I DO NOT subscribe to collective guilt at all. Many things done in the family were outright "crime" but in the family mindset were justified away as being "God's laws are above Man's law's" and "We ought to follow God, not men" yadda yadda. I believe the road to recovery means looking at anything that we have done in hindsight that we hate about ourselves while in that mindset, whether we hated it or liked it. And examining it in the frame of reference we were in while in the family. Then forgive ourselves for what we hate that we did.
Part of that recovery, imo, is to recognize the dynamics of just what we were a part of.
And of course, people are free not to do any of the above.
I think this issue comes up alot because it is something many people are actually feeling about themselves (guilty of horrific crimes committed in a powerless setting). People commit suicide over this stuff. So I take it very seriously. I really do feel like shame shoveling is counter-productive. I also feel that some anger is fronted in a collective manner and is mis-directed.
I am sure that I am not the only one that feels this way. This message is not meant to discount anyone, it is meant to count everyone in that has had enough of shame-shoveling. We were all vics/survivors of Berg's Holocaust. Some were kapos in either generation. Some were not in either generation. Undoubtedly as time went on, moreso with the FGs. But those who were, were operating in survival mode. I don't shovel shame on Patty Hearst for joining the SLA. She did some prison time for that, but little was known then regarding the "Stockholm Syndrome".
Actually I am glad we are discussing this topic.
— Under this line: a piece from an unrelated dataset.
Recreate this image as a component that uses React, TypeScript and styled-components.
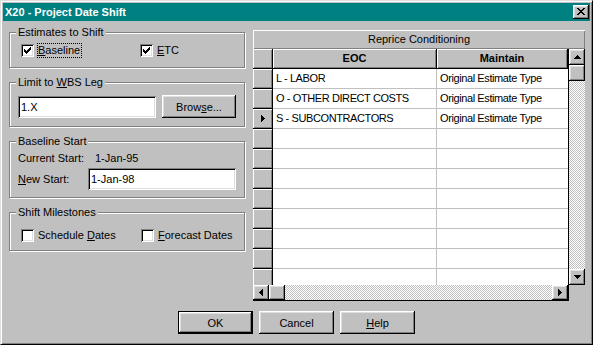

Although it has been discussed in the past it has not been laid to rest and never will as long as there is only one valid way to see it. So we can look and the archives and see what? That the majority was very uncomfortable with the topic and some waffled regarding their feelings on it, probably due to peer pressure? I felt totally alienated here when I first spoke what I was really feeling inside on this whole issue. Much of that may have been my own over-sensitivity, but I am not so over-sensitive now. Thank God or Buddha or the universe or whatever!